Tomorrow the Supreme Court will hear argument in the case of United States v. Jones. At stake is the right of individuals to be free from warrantless government tracking of their vehicle’s location through GPS technology.
District of Columbia police suspected Antoine Jones, a nightclub owner, of being involved in cocaine distribution. The warrant obtained by prosecutors allowed police to place a GPS tracking device on Jones’s vehicle while it was in the District of Columbia and for ten days only. Instead, D.C. authorities placed the GPS device on Mr. Jones’s car while it was located in Maryland and tracked Mr. Jones’s car for a month, in contravention of the warrant. The device recorded Jones’s vehicles movements continuously, 24-hours a day. Using the evidence gathered with the GPS device, authorities charged Mr. Jones with conspiracy to sell cocaine.
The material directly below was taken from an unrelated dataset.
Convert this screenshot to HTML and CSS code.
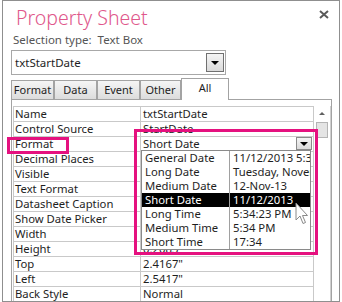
FILE: index.html
```html
<!DOCTYPE html>
<html lang="en">
<head>
    <meta charset="UTF-8">
    <meta name="viewport" content="width=device-width, initial-scale=1.0">
    <title>Property Sheet</title>
    <link rel="stylesheet" href="styles.css">
</head>
<body>
    <div class="window">
        <div class="header">
            <h1 class="title">Property Sheet</h1>
            <div class="sel-type">Selection type:&nbsp; Text Box</div>
            <div class="combo">
                <span class="combo-text">txtStartDate</span>
                <span class="combo-btn"><i class="arrow"></i></span>
            </div>
        </div>

        <svg class="close" width="10" height="9" viewBox="0 0 10 9">
            <path d="M1 1 L9 8 M9 1 L1 8" stroke="#5a5a5a" stroke-width="2"/>
        </svg>

        <div class="tabs">
            <div class="tab tab-format">Format</div>
            <div class="tab tab-data">Data</div>
            <div class="tab tab-event">Event</div>
            <div class="tab tab-other">Other</div>
            <div class="tab tab-all active">All</div>
        </div>

        <div class="panel">
            <div class="grid">
                <div class="rows">
                    <div class="row"><div class="label">Name</div><div class="value">txtStartDate</div></div>
                    <div class="row"><div class="label">Control Source</div><div class="value">StartDate</div></div>
                    <div class="row"><div class="label">Format</div><div class="value">Short Date<span class="cell-btn"><i class="arrow"></i></span></div></div>
                    <div class="row"><div class="label">Decimal Places</div><div class="value"></div></div>
                    <div class="row"><div class="label">Visible</div><div class="value"></div></div>
                    <div class="row"><div class="label">Text Format</div><div class="value"></div></div>
                    <div class="row"><div class="label">Datasheet Caption</div><div class="value"></div></div>
                    <div class="row"><div class="label">Show Date Picker</div><div class="value"></div></div>
                    <div class="row"><div class="label">Width</div><div class="value"></div></div>
                    <div class="row"><div class="label">Height</div><div class="value">0.2083"</div></div>
                    <div class="row"><div class="label">Top</div><div class="value">2.4167"</div></div>
                    <div class="row"><div class="label">Left</div><div class="value">2.5417"</div></div>
                    <div class="row"><div class="label">Back Style</div><div class="value">Normal</div></div>
                </div>
                <div class="scrollbar">
                    <i class="up"></i>
                    <div class="thumb"></div>
                </div>
            </div>
        </div>

        <!-- lista desplegable del formato -->
        <div class="droplist">
            <div class="item"><span>General Date</span><span>11/12/2013 5:34:23 PM</span></div>
            <div class="item"><span>Long Date</span><span>Tuesday, November 12, 2013</span></div>
            <div class="item"><span>Medium Date</span><span>12-Nov-13</span></div>
            <div class="item selected"><span>Short Date</span><span>11/12/2013</span></div>
            <div class="item"><span>Long Time</span><span>5:34:23 PM</span></div>
            <div class="item"><span>Medium Time</span><span>5:34 PM</span></div>
            <div class="item"><span>Short Time</span><span>17:34</span></div>
        </div>

        <div class="mark mark-label"></div>
        <div class="mark mark-drop"></div>

        <svg class="cursor" width="14" height="23" viewBox="0 0 14 23">
            <path d="M1 1 L1 18 L5 14 L8 21.5 L10.5 20.5 L7.5 13.5 L12.5 13.5 Z" fill="#fff" stroke="#8a8a8a" stroke-width="1" stroke-linejoin="round"/>
        </svg>
    </div>
</body>
</html>
```

FILE: styles.css
```css
* {
    margin: 0;
    padding: 0;
    box-sizing: border-box;
}

body {
    font-family: 'Noto Sans', 'Open Sans', sans-serif;
    font-size: 11.3px;
    color: #1e1e1e;
    background: #fff;
    width: 342px;
    height: 302px;
    overflow: hidden;
}

.window {
    position: relative;
    margin-left: 2px;
    width: 338px;
    height: 302px;
    border: 1px solid #8f8f8f;
    background: #fff;
    overflow: hidden;
}

.header {
    padding-left: 8px;
}

.title {
    margin-left: 5px;
    padding-top: 4px;
    font-family: 'Noto Sans', 'Open Sans', sans-serif;
    font-weight: 300;
    font-size: 19.5px;
    line-height: 26px;
    color: #e0578b;
}

.sel-type {
    margin-left: 2px;
    height: 19px;
    line-height: 17px;
    color: #555;
    font-size: 11.5px;
}

.combo {
    display: flex;
    align-items: center;
    justify-content: space-between;
    width: 215px;
    height: 25px;
    border: 1px solid #a8a8a8;
    padding: 0 1px 0 3px;
}

.combo-text {
    line-height: 20px;
    font-size: 11.5px;
}

.combo-btn {
    display: flex;
    align-items: center;
    justify-content: center;
    width: 18px;
    height: 19px;
    border: 1px solid #707070;
    background: linear-gradient(#f4f4f4, #dadada);
}

.arrow {
    width: 0;
    height: 0;
    border-left: 4px solid transparent;
    border-right: 4px solid transparent;
    border-top: 4px solid #000;
}

.close {
    position: absolute;
    left: 316px;
    top: 9px;
}

.tabs {
    display: flex;
    align-items: flex-end;
    height: 21px;
    margin-top: 3px;
    margin-left: 8px;
}

.tab {
    height: 19px;
    border: 1px solid #a3a3a3;
    border-bottom: none;
    background: linear-gradient(#f5f5f5, #dcdcdc);
    text-align: center;
    line-height: 17px;
    font-size: 11px;
    color: #1e1e1e;
}

.tab-format { width: 43px; }
.tab-data { width: 43px; }
.tab-event { width: 43px; }
.tab-other { width: 41px; }

.tab.active {
    width: 48px;
    height: 22px;
    margin-bottom: -1px;
    background: #fff;
    position: relative;
    z-index: 1;
    line-height: 18px;
}

.panel {
    width: 321px;
    height: 202px;
    margin-left: 8px;
    border: 1px solid #a3a3a3;
    border-bottom: none;
    padding: 6px 0 0 1px;
}

.grid {
    display: flex;
}

.rows {
    width: 301px;
    border-left: 1px solid #c9c9c9;
    border-top: 1px solid #c9c9c9;
}

.row {
    display: flex;
    height: 15px;
    border-bottom: 1px solid #c9c9c9;
    line-height: 14px;
}

.label {
    width: 126px;
    padding-left: 1px;
    white-space: nowrap;
}

.value {
    position: relative;
    flex: 1;
    border-left: 1px solid #c9c9c9;
    border-right: 1px solid #c9c9c9;
    padding-left: 2px;
    white-space: nowrap;
    overflow: hidden;
}

.cell-btn {
    position: absolute;
    right: 1px;
    top: 0;
    width: 16px;
    height: 13px;
    display: flex;
    align-items: center;
    justify-content: center;
    border: 1px solid #8a8a8a;
    background: linear-gradient(#f4f4f4, #dadada);
}

.scrollbar {
    width: 17px;
    height: 195px;
    display: flex;
    flex-direction: column;
    align-items: center;
    border-right: 1px solid #d0d0d0;
    background: #fff;
}

.scrollbar .up {
    margin-top: 6px;
    width: 0;
    height: 0;
    border-left: 3px solid transparent;
    border-right: 3px solid transparent;
    border-bottom: 3px solid #606060;
}

.scrollbar .thumb {
    margin-top: 7px;
    width: 12px;
    height: 16px;
    border: 1px solid #b4b4b4;
    background: #e4e4e4;
}

.droplist {
    position: absolute;
    left: 138px;
    top: 149px;
    width: 170px;
    height: 100px;
    border: 1px solid #8a8a8a;
    background: #fff;
    overflow: hidden;
}

.droplist .item {
    display: flex;
    height: 14px;
    line-height: 14px;
    white-space: nowrap;
}

.droplist .item span:first-child {
    width: 88px;
    padding-left: 3px;
    border-right: 1px solid #a0a0a0;
    flex-shrink: 0;
}

.droplist .item span:last-child {
    padding-left: 3px;
}

.droplist .item.selected {
    background: #000;
    color: #fff;
}

.mark {
    position: absolute;
    border: 3px solid #e5117f;
}

.mark-label {
    left: 4px;
    top: 136px;
    width: 62px;
    height: 17px;
}

.mark-drop {
    left: 131px;
    top: 128px;
    width: 184px;
    height: 126px;
}

.cursor {
    position: absolute;
    left: 292px;
    top: 201px;
}
```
At his trial, Jones moved to suppress the GPS evidence as an unreasonable search and invasion of his privacy in contravention of the Fourth Amendment. The trial court refused to suppress the evidence and he was convicted and sentenced to life in prison. On appeal, the U.S. Court of Appeals for the D.C. Circuit found that the police violated Jones’s reasonable expectation of privacy by putting the device on his car without a valid court order.
The last relevant Supreme Court case, United States v. Knotts, allowed the use of beepers that send a signal to the police from a suspect’s vehicle for several hours only. The use of GPS devices for round-the-clock surveillance over a much longer period of time raises much greater concerns.
If the Supreme Court finds for the government in this case, it could pave the way for the use of technologically advanced tracking of individuals in ways that increasingly invade an individual’s private life.